The Main Street Project is cleaning up when it comes to infrastructure awards.

It won its latest prize last week, beating out transportation projects nationwide in cities with populations less than 75,000 people, City Engineer Ed Roberge said.

The redesign of Main Street ranked No. 1 in transportation projects in its category, according to the American Public Works Association, which will formally deliver the award in Orlando, Fla., in August.

“It’s quite a recognition,” Roberge said. “We’re quite happy about it.”

The American Public Works Association award follows on the heels of a recognition last month from the New Hampshire chapter of the American Council of Engineering Companies.

That statewide contest resulted in a “gold-level” award for engineering excellence. The recognition was outclassed by only the overall winner, the Broad Street Parkway in Nashua.

Roberge said the Main Street Project also won top honors in a third contest, though he can’t announce the details yet.

“They don’t want us to go public with it yet because they want it to be a surprise at their annual ceremony,” he said.

The project has been entered in two other contests that are still pending. In other words, of its five entries, the project has won awards in every contest decided so far, and could rack up two more.

“That’s pretty good, yeah,” Roberge said.

Concord submitted its Main Street Project, which was completed last fall, for consideration by the American Public Works Association first at a regional level, Roberge said.

When the New England chapter “concurred that it’s very worthwhile,” he sent a 20-page application on to the national branch before a March 1 deadline.

“I thought we had a good shot,” Roberge said. “This is such a complex project that is so much more than a surface transportation project, with so many unique characteristics.”

One of the criteria for the award was based on transferability, Roberge said.

“Can someone pick up this project, read our document and be able to use the same strategies that we did?
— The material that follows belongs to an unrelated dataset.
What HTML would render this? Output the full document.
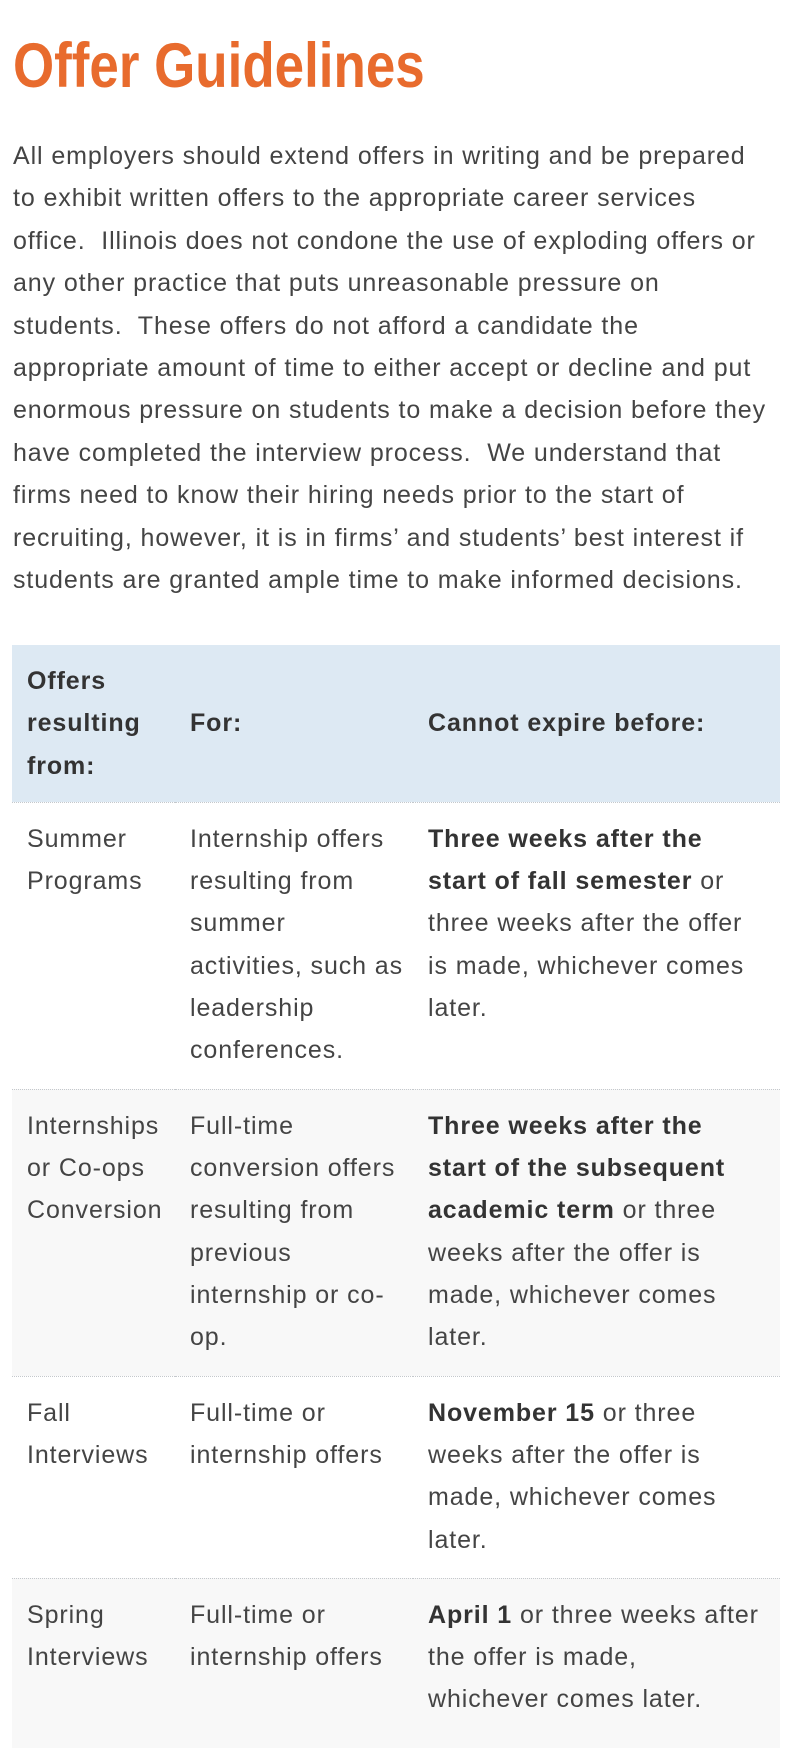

They definitely can, and that’s why I think we had such a high value,” he said.

Other elements that boosted the application were the robust public process that informed the design and its broad impact on the atmosphere of the entire downtown, he said.

“Giving us the national award really recognizes our efforts,” Roberge said.

The American Public Works Association awards aren’t unknown to the city of Concord, however. Roberge himself won individually last year as the professional manager of the year for engineering and technology.

Public works employees in Keene and Nashua also won that year for their efforts on emergency management and facilities and grounds.

Those employees and the projects they worked on were among the 16 total awards that came to the New England chapter of the American Public Works Association in 2016, Roberge said.

“That was a very, very high number for an individual chapter,” Roberge said. “It just shows how active we are and how strong our group is.”